Uyuşmazlıkta bilirkişi raporunda, davacının toplamda 3014,02 metrekare alanından 934,79 metrekare düzenleme ortaklık payı kesildiği ve 2079,03 metrekare hak edişinin bulunduğu, bu alanların yaklaşık 1070 metrekare kısmının E=0,90 yoğunluklu konut alanına, 980 metrekare kısmının da E=2,40 yoğunluklu ticaret alanına denk geldiği, fakat davacının toplam hak edişinin 1978,53 metrekare kısmının konut alanından, 100,70 metrekare kısmının ticaret alanında verilmesi nedeniyle, davacıya ait parsellerin imar planında rastladığı konumlara göre olabildiğince bir arada ve hisseli de olsa bir bütün olarak verilmesi gerekirken özellikle planda ticaret alanı olarak gösterilen ve E=2,40 olan imar adalarından yer verilmeyerek davacının hak kaybına uğratıldığı tespitine yer verilmiş ve bu tespite dayanılarak dava konusu işlemin iptaline karar verilmiştir.
Davacıya parselasyon işlemi ile … ada, … sayılı parselden 74,19 metrekare, … ada, … sayılı parselden 21,88 metrekare hisse tahsisi yapıldığı ve 885,47 metrekare alanlı … ada, …sayılı parselin de müstakil olarak tahsis edildiği, dava konusu işlemin dayanağı olan 1/1000 ölçekli uygulama imar planında davacıya tahsis edilen bu parsellerin E=2,40 yoğunluklu ticaret alanına denk geldiği ve davacıya planda ticaret alanına denk gelen ihdas alanı kadar toplamda 981,54 metrekare imar parseli tahsis edildiği anlaşıldığından, E=2,40 yoğunluklu ticaret alanından yer verilmeyerek davacının hak kaybına uğratıldığı gerekçesine dayanılarak dava konusu işlemin iptaline karar verilmesinde isabet görülmemiştir.

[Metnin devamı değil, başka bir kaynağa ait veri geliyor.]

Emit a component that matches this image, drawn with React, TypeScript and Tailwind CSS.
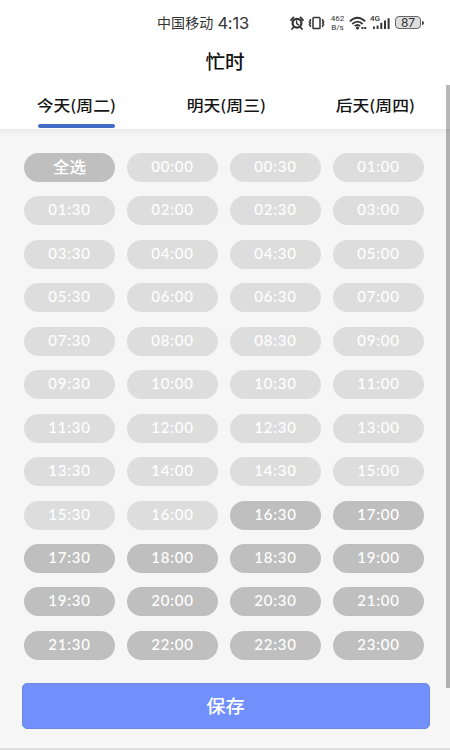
import { useState } from 'react';
import clsx from 'clsx';

const TABS = ['今天(周二)', '明天(周三)', '后天(周四)'];

// Premier créneau encore disponible aujourd'hui (16:30)
const FIRST_FREE = 33;

const SLOTS = Array.from({ length: 47 }, (_, i) => {
  const hour = String(Math.floor(i / 2)).padStart(2, '0');
  return { label: `${hour}:${i % 2 ? '30' : '00'}`, disabled: i < FIRST_FREE };
});

function StatusBar() {
  return (
    <div className="h-[45px] pl-[157px] pr-[26px] flex items-center justify-between text-[#333]">
      <div className="flex items-center gap-[4px] leading-none">
        <span className="mb-[2px] text-[14px] tracking-[0.1px]">中国移动</span>
        <span className="mt-[2px] font-['Inter'] text-[16.5px] tracking-[-0.2px]">4:13</span>
      </div>
      <div className="flex items-center">
        {/* Réveil */}
        <svg className="w-[14px] h-[14px] mr-[4px]" viewBox="0 0 14 14" fill="none" stroke="currentColor" strokeLinecap="round">
          <circle cx="7" cy="7.2" r="4.4" strokeWidth="2.3" />
          <path d="M1 4.2 3.5 1.4M13 4.2 10.5 1.4M3.3 11.5 2 13M10.7 11.5 12 13" strokeWidth="1.8" />
          <path d="M6.6 5v2.6l2.1 1.2" strokeWidth="1.4" />
        </svg>
        {/* Vibreur */}
        <svg className="w-[17px] h-[14px] mr-[5px]" viewBox="0 0 17 14" fill="none" stroke="currentColor" strokeWidth="1.5">
          <rect x="5" y="1.4" width="7" height="11.2" rx=".8" />
          <path d="M2.4 3v1.6l-1 1.2 1 1.2-1 1.2 1 1.2V11M14.6 3v1.6l1 1.2-1 1.2 1 1.2-1 1.2V11" />
        </svg>
        <div className="w-[15px] mr-[4px] font-['Roboto'] text-[8px] leading-[9px] text-center">
          <div>462</div>
          <div>B/s</div>
        </div>
        {/* Wi-Fi */}
        <svg className="w-[18px] h-[14px] mr-[3px]" viewBox="0 0 18 14" fill="none" stroke="currentColor" strokeWidth="1.8">
          <path d="M.8 5.4Q8.5-1.8 16.2 5.4M3.3 8Q8.5 3.2 13.7 8M5.7 10.2Q8.5 7.7 11.3 10.2" />
          <circle cx="8.5" cy="12" r="1.6" fill="currentColor" stroke="none" />
          <path d="M12.4 12h2M15.2 12h2" />
        </svg>
        {/* Réseau mobile */}
        <div className="relative w-[20px] h-[14px] mr-[5px]">
          <span className="absolute left-0 top-[-1px] font-['Roboto'] text-[8px] leading-[8px] font-medium">4G</span>
          <svg className="w-full h-full" viewBox="0 0 20 14" fill="currentColor">
            <path d="M3 10.5h1.9v2.5H3zM6.6 9.5h1.9V13H6.6zM10.3 6.8h2V13h-2zM14 4.5h2V13h-2zM17.6 2.3h2V13h-2z" />
          </svg>
        </div>
        <div className="w-[26px] h-[13px] border-[1.5px] border-[#666] rounded-[4px] bg-[#dedede] flex items-center justify-center font-['Inter'] text-[12px] leading-none">
          87
        </div>
        <div className="w-[2px] h-[4px] ml-px bg-[#444] rounded-r" />
      </div>
    </div>
  );
}

export default function App() {
  const [tab, setTab] = useState(0);
  const [selected, setSelected] = useState<string[]>([]);

  const toggle = (label: string) => {
    setSelected((prev) => (prev.includes(label) ? prev.filter((l) => l !== label) : [...prev, label]));
  };

  const selectAll = () => {
    const free = SLOTS.filter((s) => !s.disabled).map((s) => s.label);
    setSelected(selected.length === free.length ? [] : free);
  };

  return (
    <div className="relative w-[450px] h-[750px] overflow-hidden flex flex-col bg-[#f6f6f6] border-b-2 border-[#dedede] font-['Noto_Sans_CJK_SC',sans-serif]">
      {/* En-tête */}
      <header className="h-[129px] shrink-0 bg-white">
        <StatusBar />
        <h1 className="h-[35px] pb-[2px] flex items-center justify-center text-[19px] font-medium text-[#111]">
          <span className="scale-x-[1.03]">忙时</span>
        </h1>
        <nav className="h-[49px] pl-[38px] pr-[36px] flex justify-between">
          {TABS.map((label, i) => (
            <button key={label} onClick={() => setTab(i)} className="w-[77px] flex flex-col items-center justify-between">
              <span className="mt-[9px] h-[32px] leading-[32px] text-[15px] font-medium text-[#151515] whitespace-nowrap scale-x-[1.12]">{label}</span>
              <span className={clsx('w-full h-[4px] mb-px rounded-full', tab === i && 'bg-[#446cc4]')} />
            </button>
          ))}
        </nav>
      </header>
      <div className="h-[8px] shrink-0 bg-linear-to-b from-[#ededed] to-[#f6f6f6]" />

      {/* Créneaux */}
      <main className="mt-[16px] pl-[24px] pr-[26px] grid grid-cols-4 gap-x-[12px] gap-y-[14.45px] font-['Lato','Noto_Sans_CJK_SC',sans-serif] text-white">
        <button onClick={selectAll} className="h-[29px] pb-px rounded-full bg-[#bfbfbf] text-[15.5px] leading-[28px] font-medium">
          <span className="inline-block scale-x-[1.06]">全选</span>
        </button>
        {SLOTS.map(({ label, disabled }) => (
          <button
            key={label}
            disabled={disabled}
            onClick={() => toggle(label)}
            className={clsx(
              'h-[29px] pb-[2px] rounded-full text-[15px] leading-[27px] font-medium tracking-[0.75px]',
              disabled ? 'bg-[#dddddd]' : selected.includes(label) ? 'bg-[#7190fb]' : 'bg-[#bfbfbf]'
            )}
          >
            {label}
          </button>
        ))}
      </main>

      <button className="mt-[23px] ml-[21.5px] mr-[20.5px] pb-[2px] h-[46px] shrink-0 rounded-[5px] border border-[#6c86dc] bg-[#7190fb] text-white text-[18.5px] font-medium leading-none">
        <span className="inline-block scale-x-[1.04]">保存</span>
      </button>

      {/* Barre de défilement */}
      <div className="absolute right-0 top-[85px] w-[4px] h-[603px] bg-black/28" />
    </div>
  );
}
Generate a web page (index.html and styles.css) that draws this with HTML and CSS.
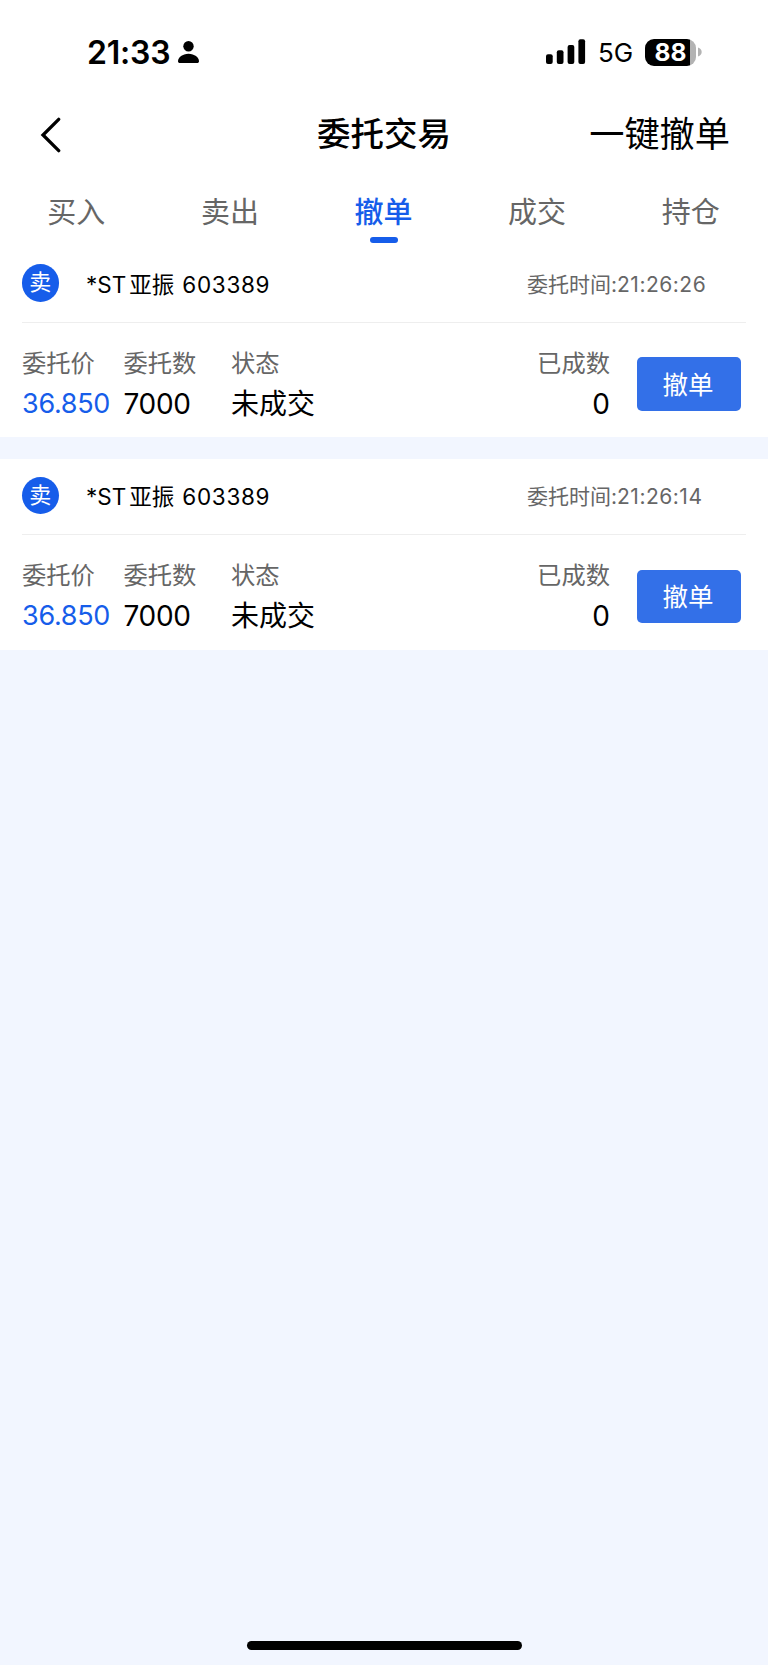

Bununla birlikte, bilirkişi raporunda yer verilen tespitlere göre davacıya ait parsellerin imar planında rastladığı konumlara göre olabildiğince bir arada ve hisseli de olsa bir bütün olarak verilmesi mümkün olduğundan, bu gerekçeye dayanılarak dava konusu işlemin iptali yolunda verilen mahkeme kararına karşı yapılan istinaf başvurusunun reddine dair idari dava dairesi kararında sonucu itibarıyla hukuka aykırılık bulunmamaktadır.
Açıklanan nedenlerle, … Bölge İdare Mahkemesi … İdari Dava Dairesince verilen … tarih ve E:…, K:… sayılı kararın yukarıda belirtilen gerekçe ile ONANMASINA, 2577 sayılı İdari Yargılama Usulü Kanununun 50. maddesi uyarınca, bu onama kararının taraflara tebliğini ve bir örneğinin de anılan Bölge İdare Mahkemesi İdari Dava Dairesine gönderilmesini teminen dosyanın … İdare Mahkemesine gönderilmesine, 03/03/2022 tarihinde oybirliğiyle karar verildi.